Dari rangkaian kegiatan yang menggangu kenyamanan dan kedamaian masyarakat tersebut saya menduga keras ada tali temali yang saling berkait. Tokoh-tokoh pelaku operasional kerusuhan tersebut ibaratnya hanya binatang piaraan yang sengaja dilepas Sang Tuan. Mereka sengaja dilepaskan, disuruh melakukan keonaran dan pembakaran suhu politik di masyarakat kemudian Sang Tuan datang tampil bak pahlawan seolah-olah berhasil memadamkan api yang sengaja dinyalakan.
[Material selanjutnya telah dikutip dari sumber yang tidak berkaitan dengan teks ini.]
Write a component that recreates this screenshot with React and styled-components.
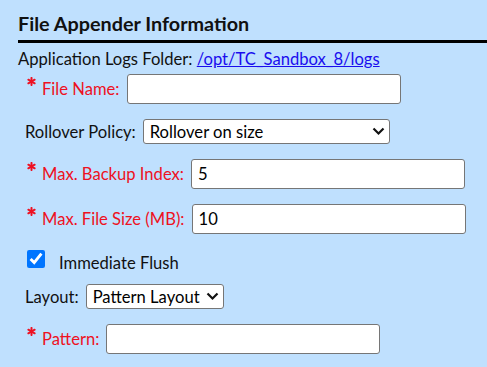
import styled, { createGlobalStyle } from "styled-components";

const BG = "#bfe0fe";
const RED = "#ee1122";
const FONT = "Lato, 'Liberation Sans', sans-serif";

const Global = createGlobalStyle`
  html, body {
    margin: 0;
    padding: 0;
    background: ${BG};
    font-family: ${FONT};
    color: #111;
  }
`;

const Panel = styled.div`
  padding: 10px 0 0 18px;
  width: 469px;
  height: 357px;
  background: ${BG};
  overflow: hidden;
`;

const Title = styled.h2`
  margin: 0;
  padding: 0 0 4px;
  font-size: 19.8px;
  font-weight: 700;
  line-height: 26px;
  border-bottom: 3px solid #000;
`;

const FolderLine = styled.div`
  margin-top: 6px;
  font-size: 16.6px;
  line-height: 20px;
  a {
    color: #1a0dee;
    text-decoration: underline;
  }
`;

const Form = styled.div`
  display: flex;
  flex-direction: column;
  gap: 15px;
  padding: 5px 0 0 7px;
`;

const Row = styled.div`
  display: flex;
  align-items: center;
  gap: 7px;
  font-size: 16.6px;
  height: ${(p) => p.h || 30}px;
`;

const Label = styled.label`
  display: flex;
  align-items: flex-start;
  gap: 6px;
  color: ${(p) => (p.required ? RED : "#111")};
  white-space: nowrap;
`;

const Star = styled.svg`
  width: 9px;
  height: 9px;
  margin-top: -2px;
  margin-left: 2px;
`;

const Input = styled.input`
  box-sizing: border-box;
  width: 274px;
  height: 30px;
  padding: 0 6px;
  border: 1px solid #767676;
  border-radius: 3px;
  background: #fff;
  font: 16.6px ${FONT};
  color: #000;
  outline: none;
`;

const SelectWrap = styled.div`
  position: relative;
  display: inline-flex;
`;

const Select = styled.select`
  box-sizing: border-box;
  appearance: none;
  width: ${(p) => (p.w ? `${p.w}px` : "auto")};
  height: 25px;
  padding: 0 23px 0 6px;
  border: 1px solid #767676;
  border-radius: 3px;
  background: #fff;
  font: 16.6px ${FONT};
  color: #000;
`;

const Chevron = styled.svg`
  position: absolute;
  right: 5px;
  top: 8px;
  width: 13px;
  height: 9px;
  pointer-events: none;
`;

const Check = styled.input`
  width: 18px;
  height: 18px;
  margin: 0 7px 0 2px;
  accent-color: #0075ff;
`;

const CheckLabel = styled.span`
  padding-top: 8px;
`;

const Asterisk = () => (
  <Star viewBox="0 0 10 10">
    <g stroke={RED} strokeWidth="2.2" strokeLinecap="round">
      <line x1="5" y1="1" x2="5" y2="9" />
      <line x1="1.5" y1="3" x2="8.5" y2="7" />
      <line x1="1.5" y1="7" x2="8.5" y2="3" />
    </g>
  </Star>
);

const Dropdown = ({ w, value, text }) => (
  <SelectWrap>
    <Select w={w} defaultValue={value}>
      <option value={value}>{text}</option>
    </Select>
    <Chevron viewBox="0 0 13 9">
      <path d="M1.5 1.5 L6.5 6.5 L11.5 1.5" fill="none" stroke="#111" strokeWidth="2.2" />
    </Chevron>
  </SelectWrap>
);

const Field = ({ label, required, value }) => (
  <Row>
    <Label required={required}>
      {required && <Asterisk />}
      {label}
    </Label>
    <Input defaultValue={value} />
  </Row>
);

const App = () => (
  <>
    <Global />
    <Panel>
      <Title>File Appender Information</Title>
      <FolderLine>
        Application Logs Folder: <a href="#">/opt/TC_Sandbox_8/logs</a>
      </FolderLine>
      <Form>
        <Field label="File Name:" required />
        <Row h={25}>
          <Label>Rollover Policy:</Label>
          <Dropdown w={247} value="size" text="Rollover on size" />
        </Row>
        <Field label="Max. Backup Index:" required value="5" />
        <Field label="Max. File Size (MB):" required value="10" />
        <Row h={20}>
          <Check type="checkbox" defaultChecked />
          <CheckLabel>Immediate Flush</CheckLabel>
        </Row>
        <Row h={25}>
          <Label>Layout:</Label>
          <Dropdown value="pattern" text="Pattern Layout" />
        </Row>
        <Field label="Pattern:" required />
      </Form>
    </Panel>
  </>
);

export default App;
Bisa jadi hal tersebut bertujuan mencari muka kepada Presiden untuk mendapatkan kredit poin. Bisa jadi juga hal ini merupakan “tes ombak” untuk mengukur dukungan politik baginya. Tapi apapun alasannya semua ini terlihat sangat merepotkan Presiden Jokowi. Fokus kerja Presiden jadi terganggu dan kredibilitasnya secara sengaja telah dihina-dinakan di depan rakyat.
Rangkaian kegiatan tersebut mudah-mudahan dapat dilihat dengan jernih oleh Presiden Jokowi. Sehingga menjadi evaluasi dan pertimbangan dalam memilih pembantunya yang loyal di Kabinet Kerja Jilid II yang akan datang. Jangan lagi Presiden Jokowi salah memilih orang atau justru secara tidak sengaja memelihara harimau di halaman istana. Sejinak-jinaknya macan, pada suatu kesempatan pasti akan berusaha menggigit tuannya.
Tapi satu hal yang dilupakan oleh para pengganggu Jokowi adalah bahwa Jokowi merupakan salah satu kehendak Tuhan atas Indonesia. Otomatis mayoritas rakyat Indonesia akan tetap kukuh berdiri di depan untuk membentengi Presiden Jokowi. Suara mayoritas rakyat Indonesia adalah suara Tuhan. Jadi artinya suara sekelompok orang yang mengganggu Jokowi adalah suara setan.
Kapan ada cerita setan mengalahkan kehendak Tuhan ? Tidak pernah terjadi, kawan !!!